↓

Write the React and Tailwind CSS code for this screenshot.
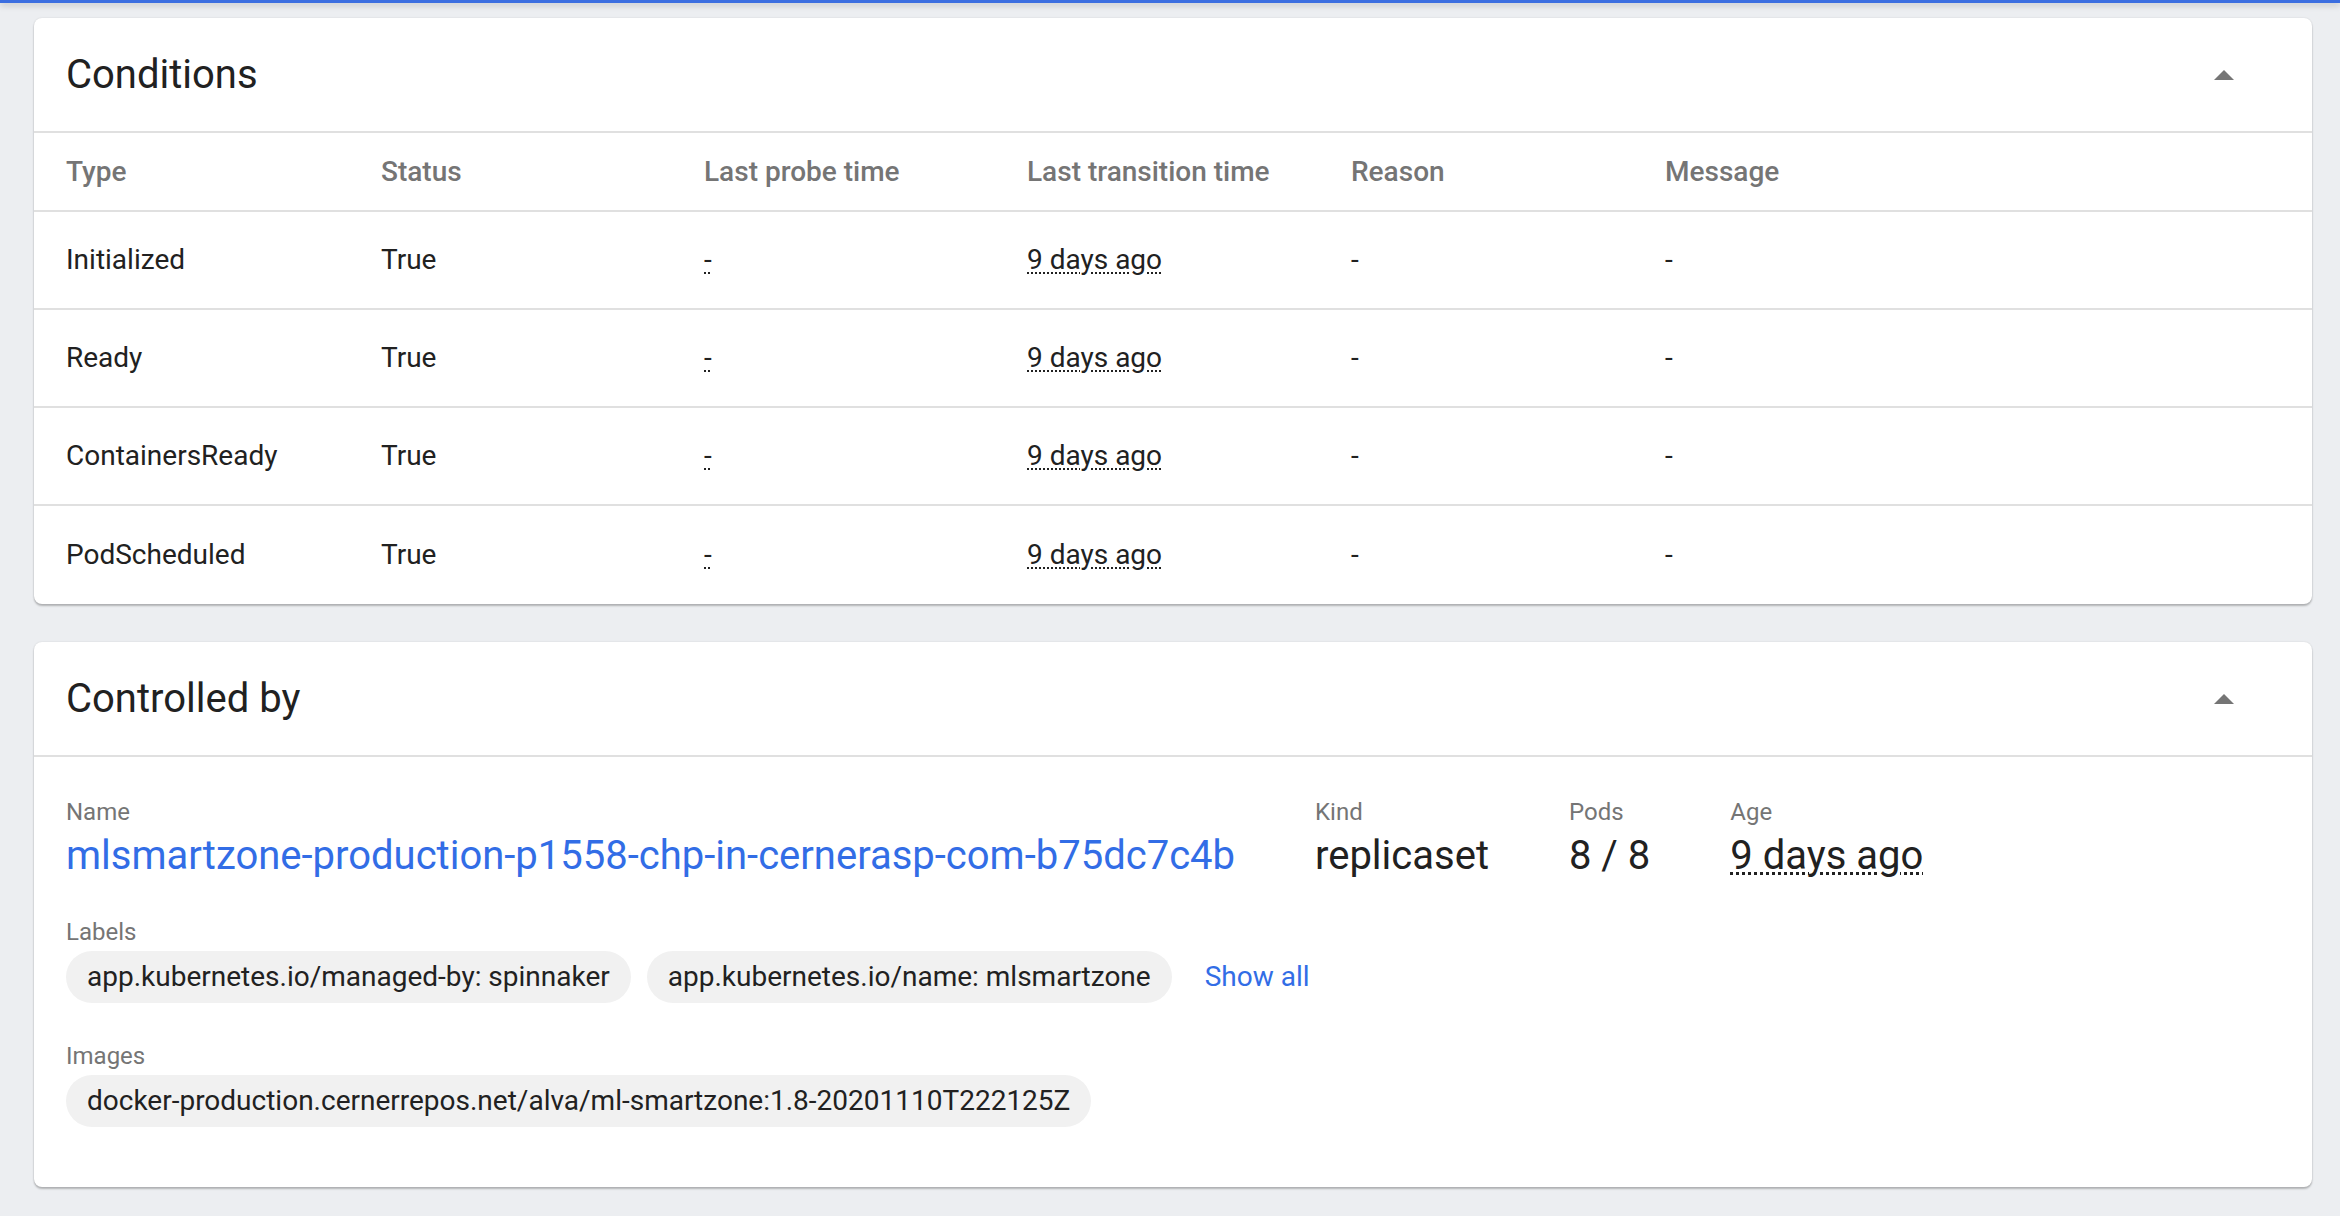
import React from 'react';

const conditions = [
  { type: 'Initialized', status: 'True' },
  { type: 'Ready', status: 'True' },
  { type: 'ContainersReady', status: 'True' },
  { type: 'PodScheduled', status: 'True' },
];

const cols = 'grid grid-cols-[315px_323px_323px_324px_314px_1fr] px-[32px]';

function ArrowUp() {
  return (
    <svg width="20" height="10" viewBox="0 0 20 10" className="block">
      <path d="M0 10 L10 0 L20 10 Z" fill="#757575" />
    </svg>
  );
}

function Card({ title, children }) {
  return (
    <div className="bg-white rounded-[8px] shadow-[0_2px_2px_rgba(0,0,0,0.24),0_0_2px_rgba(0,0,0,0.12)] overflow-hidden">
      <div className="h-[115px] flex items-center justify-between pl-[32px] pr-[78px] border-b-2 border-[#e0e0e0]">
        <span className="text-[40px] text-[#212121]">{title}</span>
        <ArrowUp />
      </div>
      {children}
    </div>
  );
}

function Dotted({ children, className = '' }) {
  return (
    <span className={`underline decoration-dotted decoration-2 underline-offset-[3px] ${className}`}>
      {children}
    </span>
  );
}

function Chip({ children }) {
  return (
    <span className="h-[52px] inline-flex items-center px-[21px] rounded-full bg-[#f1f1f1] text-[28px] text-[#212121] whitespace-nowrap">
      {children}
    </span>
  );
}

function Field({ label, children }) {
  return (
    <div className="flex flex-col">
      <span className="text-[24px] leading-[32px] text-[#757575]">{label}</span>
      {children}
    </div>
  );
}

export default function App() {
  return (
    <div className="min-h-[1216px] bg-[#eceef1] font-['Roboto',sans-serif]">
      <div className="h-[3px] bg-[#3b6ee0] shadow-[0_2px_6px_rgba(0,0,0,0.25)]" />
      <div className="pt-[15px] pl-[34px] pr-[28px] flex flex-col gap-[38px]">
        <Card title="Conditions">
          <div className={`${cols} h-[79px] items-center border-b-2 border-[#e0e0e0] text-[28px] font-medium text-[#757575]`}>
            <span>Type</span>
            <span>Status</span>
            <span>Last probe time</span>
            <span>Last transition time</span>
            <span>Reason</span>
            <span>Message</span>
          </div>
          {conditions.map((c, i) => (
            <div
              key={c.type}
              className={`${cols} h-[98px] items-center text-[28px] text-[#212121] ${i < conditions.length - 1 ? 'border-b-2 border-[#e0e0e0]' : ''}`}
            >
              <span>{c.type}</span>
              <span>{c.status}</span>
              <span><Dotted>-</Dotted></span>
              <span><Dotted>9 days ago</Dotted></span>
              <span>-</span>
              <span>-</span>
            </div>
          ))}
        </Card>

        <Card title="Controlled by">
          <div className="pt-[39px] pb-[60px] px-[32px] flex flex-col">
            <div className="flex gap-[80px]">
              <Field label="Name">
                <a className="text-[40px] leading-[55px] text-[#326de6]">
                  mlsmartzone-production-p1558-chp-in-cernerasp-com-b75dc7c4b
                </a>
              </Field>
              <Field label="Kind">
                <span className="text-[40px] leading-[55px] text-[#212121]">replicaset</span>
              </Field>
              <Field label="Pods">
                <span className="text-[40px] leading-[55px] text-[#212121]">8 / 8</span>
              </Field>
              <Field label="Age">
                <span className="text-[40px] leading-[55px] text-[#212121]">
                  <Dotted className="decoration-[3px]">9 days ago</Dotted>
                </span>
              </Field>
            </div>

            <div className="mt-[33px]">
              <Field label="Labels">
                <div className="mt-[3px] flex items-center gap-[16px]">
                  <Chip>app.kubernetes.io/managed-by: spinnaker</Chip>
                  <Chip>app.kubernetes.io/name: mlsmartzone</Chip>
                  <a className="ml-[17px] text-[28px] text-[#326de6]">Show all</a>
                </div>
              </Field>
            </div>

            <div className="mt-[37px]">
              <Field label="Images">
                <div className="mt-[3px] flex">
                  <Chip>docker-production.cernerrepos.net/alva/ml-smartzone:1.8-20201110T222125Z</Chip>
                </div>
              </Field>
            </div>
          </div>
        </Card>
      </div>
    </div>
  );
}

↑

[To do]
Please reproduce the listing exactly from its opening line through the line that contains "const cols = 'grid", both included, with all pictures omitted.

[Output for this task]
Write the React and Tailwind CSS code for this screenshot.
import React from 'react';

const conditions = [
  { type: 'Initialized', status: 'True' },
  { type: 'Ready', status: 'True' },
  { type: 'ContainersReady', status: 'True' },
  { type: 'PodScheduled', status: 'True' },
];

const cols = 'grid grid-cols-[315px_323px_323px_324px_314px_1fr] px-[32px]';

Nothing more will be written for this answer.